Standard Pre-Approval Letters are widely understood to signify practically nothing.

In theory, they tell a Seller that the Buyer can afford to buy their home.

In practice, they commit the issuing lender to nothing, and are dispensed after obtaining the most basic information from the would-be borrower/home buyer.

Solving the Wrong Problem(s)

By contrast, as marketed by at least one local lender, a “Guaranteed Approval” loudly promises to pay the Seller an eye-catching amount — $10,000 seems to be most common — if the Lender fails to close the Buyer’s loan.

The underlying message is clear: ‘unlike the perfunctory financial screening performed by other lenders, we carefully qualify our Buyers.’

There are just two catches:

One. All the conditions — in fine print, naturally — that invalidate the guaranty, including “if the property is deemed to be in a declining market or if the investor guidelines change prior to closing”; and

. The Buyer’s financial wherewithal (or lack thereof) isn’t what’s causing deals to tank these days.

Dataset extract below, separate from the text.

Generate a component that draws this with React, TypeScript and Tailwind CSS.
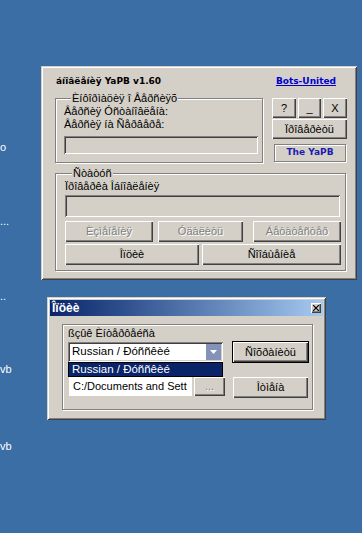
const raised =
  "bg-[#d4d0c8] shadow-[inset_1px_1px_0_#fff,inset_-1px_-1px_0_#404040,inset_-2px_-2px_0_#808080]";
const sunken =
  "shadow-[inset_1px_1px_0_#808080,inset_-1px_-1px_0_#fff,inset_2px_2px_0_#404040,inset_-2px_-2px_0_#d4d0c8]";
const etched = "border border-[#808080] shadow-[inset_1px_1px_0_#fff,1px_1px_0_#fff]";
const frame =
  "bg-[#d4d0c8] shadow-[inset_1px_1px_0_#d4d0c8,inset_-1px_-1px_0_#404040,inset_2px_2px_0_#fff,inset_-2px_-2px_0_#808080]";
const disabled = "text-[#808080] [text-shadow:1px_1px_0_#fff]";

function Btn({
  label,
  className = "",
  off = false,
}: {
  label: string;
  className?: string;
  off?: boolean;
}) {
  return (
    <div className={`flex shrink-0 items-center justify-center ${raised} ${off ? disabled : ""} ${className}`}>
      {label}
    </div>
  );
}

function Group({
  title,
  className = "",
  children,
}: {
  title: string;
  className?: string;
  children: React.ReactNode;
}) {
  return (
    <div className={`${etched} ${className}`}>
      <span className="-mt-[7px] ml-[7px] block w-fit bg-[#d4d0c8] px-[1px] leading-[13px]">{title}</span>
      {children}
    </div>
  );
}

export default function App() {
  return (
    <div className="relative h-[533px] w-[362px] overflow-hidden bg-[#3a6ea5] font-['Liberation_Sans',Arial,sans-serif] text-[11px] text-black">
      {/* подписи значков на рабочем столе */}
      <span className="absolute left-0 top-[139px] text-white">o</span>
      <span className="absolute left-0 top-[213px] text-white">...</span>
      <span className="absolute left-0 top-[288px] text-white">..</span>
      <span className="absolute left-0 top-[361px] text-white">vb</span>
      <span className="absolute left-0 top-[438px] text-white">vb</span>

      {/* главное окно */}
      <div className={`absolute left-[41px] top-[66px] flex h-[214px] w-[316px] flex-col px-[14px] pt-[6px] ${frame}`}>
        <div className="flex h-[19px] items-center justify-between pl-[1px] pr-[7px]">
          <span className="font-['DejaVu_Sans',sans-serif] text-[9px] font-bold">áíîâëåíèÿ YaPB v1.60</span>
          <span className="font-['DejaVu_Sans',sans-serif] text-[9px] font-bold text-[#0000cc] underline">
            Bots-United
          </span>
        </div>

        <div className="mt-[7px] flex gap-[9px]">
          <Group title="Èíôîðìàöèÿ î Âåðñèÿõ" className="w-[208px] px-[8px] pb-[8px]">
            <div className="leading-[13px]">Âåðñèÿ Óñòàíîâëåíà:</div>
            <div className="leading-[13px]">Âåðñèÿ íà Ñåðâåðå:</div>
            <div className={`mt-[5px] h-[18px] w-[194px] ${sunken}`} />
          </Group>

          <div className="flex w-[75px] flex-col">
            <div className="flex gap-[2px]">
              <Btn label="?" className="h-[20px] w-[24px]" />
              <Btn label="_" className="h-[20px] w-[23px]" />
              <Btn label="X" className="h-[20px] w-[24px]" />
            </div>
            <Btn label="Ïðîâåðèòü" className="mt-[1px] h-[20px]" />
            <div className={`ml-[2px] mr-[1px] mt-[5px] flex h-[18px] items-center justify-center font-['DejaVu_Sans',sans-serif] text-[9px] font-bold text-[#1c1cb0] ${etched}`}>
              The YaPB
            </div>
          </div>
        </div>

        <Group title="Ñòàòóñ" className="mt-[10px] w-[291px] pb-[5px] pl-[9px]">
          <div className="leading-[13px]">Ïðîâåðêà Îáíîâëåíèÿ</div>
          <div className={`mt-[2px] h-[22px] w-[275px] ${sunken}`} />
          <div className="mt-[4px] flex h-[21px]">
            <Btn label="Èçìåíåíèÿ" off className="w-[88px]" />
            <Btn label="Óäàëèòü" off className="ml-[5px] w-[85px]" />
            <Btn label="Áåòàòåñòåð" off className="ml-[10px] w-[88px]" />
          </div>
          <div className="mt-[2px] flex h-[21px] gap-[3px]">
            <Btn label="Îïöèè" className="w-[134px]" />
            <Btn label="Ñîîáùåíèå" className="w-[139px]" />
          </div>
        </Group>
      </div>

      {/* окно опций */}
      <div className={`absolute left-[47px] top-[297px] flex h-[123px] w-[279px] flex-col p-[3px] ${frame}`}>
        <div className="flex h-[16px] items-center justify-between bg-gradient-to-r from-[#0a246a] to-[#a6caf0] pl-[2px] pr-[2px]">
          <span className="text-[12px] font-bold text-white">Îïöèè</span>
          <div className={`flex h-[10px] w-[10px] items-center justify-center ${raised}`}>
            <svg width="6" height="6" viewBox="0 0 6 6">
              <path d="M0 0L6 6M6 0L0 6" stroke="#000" strokeWidth="1.2" />
            </svg>
          </div>
        </div>

        <div className={`ml-[12px] mt-[8px] h-[86px] w-[251px] pl-[5px] pt-[2px] ${etched}`}>
          <div className="leading-[13px]">ßçûê Èíòåðôåéñà</div>
          <div className="mt-[2px] flex">
            <div className={`relative flex h-[20px] w-[155px] bg-white ${sunken}`}>
              <span className="flex flex-1 items-center pl-[4px] text-[11.5px]">Russian / Ðóññêèé</span>
              <div className="m-[2px] flex w-[15px] items-center justify-center bg-[#8491b9]">
                <svg width="7" height="4" viewBox="0 0 7 4">
                  <path d="M0 0H7L3.5 4Z" fill="#fff" />
                </svg>
              </div>
              <div className="absolute left-0 top-full flex h-[15px] w-full items-center border border-black bg-[#0a246a] pl-[3px] text-[11.5px] text-white">
                Russian / Ðóññêèé
              </div>
            </div>
            <Btn label="Ñîõðàíèòü" className="ml-[10px] h-[20px] w-[75px] outline outline-1 outline-black" />
          </div>
          <div className="mt-[15px] flex">
            <div className="ml-[1px] flex h-[19px] w-[123px] items-center overflow-hidden whitespace-nowrap bg-white pl-[4px] text-[11px]">
              C:/Documents and Sett
            </div>
            <Btn label="..." off className="ml-[2px] h-[19px] w-[31px]" />
            <Btn label="Îòìåíà" className="ml-[8px] h-[21px] w-[75px]" />
          </div>
        </div>
      </div>
    </div>
  );
}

Rather, the biggest obstacles to deals now seem to be unrealistic offering (and asking) prices, followed by low appraisals.

In the first case, the Buyer and Seller never come to agreement on price.

In the second case, the Guaranteed Approval is moot, because the terms contained in the standard Financing Contingency allow the Buyer to walk.

Ultimately, the best way to regard a Guaranteed Approval is like chicken soup: ‘can’t hurt, might help.’

About the author

Ross Kaplan has 19+ years experience selling real estate all over the Twin Cities. He is also a 12-time consecutive "Super Real Estate Agent," as determined by Mpls. - St. Paul Magazine and Twin Cities Business Magazine. Prior to becoming a Realtor, Ross was an attorney (corporate law), CPA, and entrepreneur. He holds an economics degree from Stanford.
2 Responses
  1. Alex Stenback

    Great post Ross.

    First Thought: People actually read pre-approval letters!? Based on some of the phone calls I get, this is a shocker.

    Second: I think it is important that people understand the limitations of a guaranteed approval.

    The problem with "Guaranteed Approvals" may be more properly described as one of dubious expectations rather than a dubious guarantee.

    In other words, nobody should confuse a guaranteed approval letter with a "we guarantee that this purchase will happen letter."

    Those are two very different statements. The former means something real, the latter is pure fantasy.

    All a guaranteed approval does is eliminate a single variable – and the only one that the approving lender can control.

    More simply: It guarantees the borrower is good. Nothing more, nothing less, nothing dubious.

    I would love to be able to say deals seldom die because the borrower has not been properly vetted, but I have had too much experience trying to mop-up after bad pre-approvals (issued by others) to make such a statement with a straight face.

    And even then there are limitations: A borrower could lose a job between contract and closing. A borrower could commit fraud to obtain a pre-approval. A borrower could spend their cash for closing on new furniture and put it in a storage unit.

    [all true, first-hand stories, by the way.]

    Also worth knowing:

    We created the guarantee to counter sloppy industry practices, not as a reputational prophylactic for RMG.

    You know who pays the $10K? The loan officer who signs the approval letter. The check is to be affixed to their letter of resignation.

    So at the very least one knows that there is a Loan Officer on the other side who's incentives are properly aligned.

  2. Ross Kaplan


    I was wondering who paid the $10k.

    Sorry for any insinuation that RMG is compensating for anything; I'm always delighted to handle a deal where the Buyer is using RMG, because I know there won't be a problem — at least with the financing!